Ubuntu – How do view older journalctl logs (after a rotation maybe?)

journalctljournaldsystemdUbuntuubuntu-16.04

I am running docker on ubuntu 16.04 and would like to view the logs. However, I am unable to view logs after what I am guessing is some sort of rotation or the logs grow to a certain size.

I have not made any changes to my journald.conf, so I am using defaults there. There are containers running so the docker log outputs quite a lot of data.

Examples of what I am seeing:

systemctl docker status confirms service has been active:

since Thu 2016-10-13 18:56:28 UTC

However, when I run something like:

journalctl -u docker.service --since "2016-10-13 22:00"

The only output I get is:

-- Logs begin at Fri 2016-10-14 01:18:49 UTC, end at Fri 2016-10-14 16:18:25 UTC. --

I can view the logs in that range as expected.

My question is: why can I not view older logs with journalctl, and how can I fix this issue so I can view the logs?

Best Answer

It could be because you are trying to review the journal since the last boot, which seems likely to be the case inside a docker image.

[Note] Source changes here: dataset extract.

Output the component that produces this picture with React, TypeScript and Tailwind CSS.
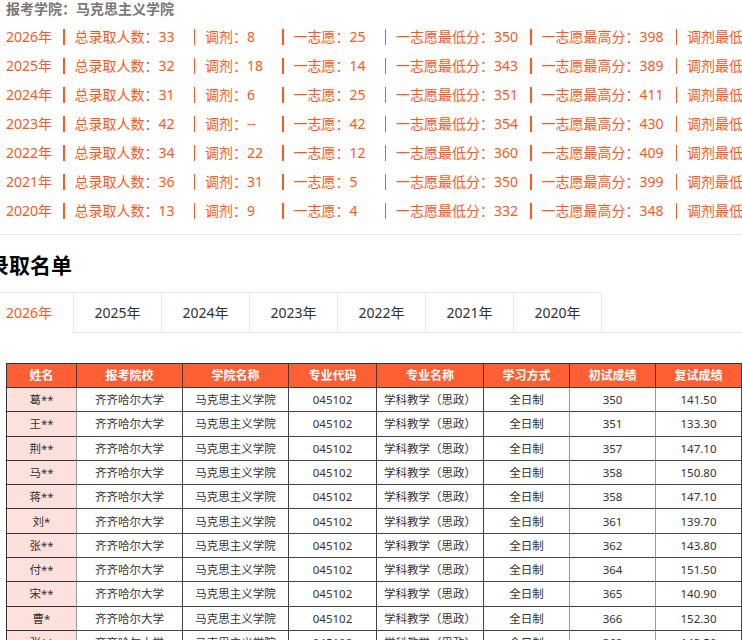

On Ubuntu 16.04, the journal storage defaults to being in-memory. You can change the default to be persistent by opening /etc/systemd/journald.conf and changing the Storage= line from auto to persistent. You may need to restart journald by systemctl restart systemd-journald after the config file edit.

I think the journal should be persistent-by-default, so I opened a bug about that.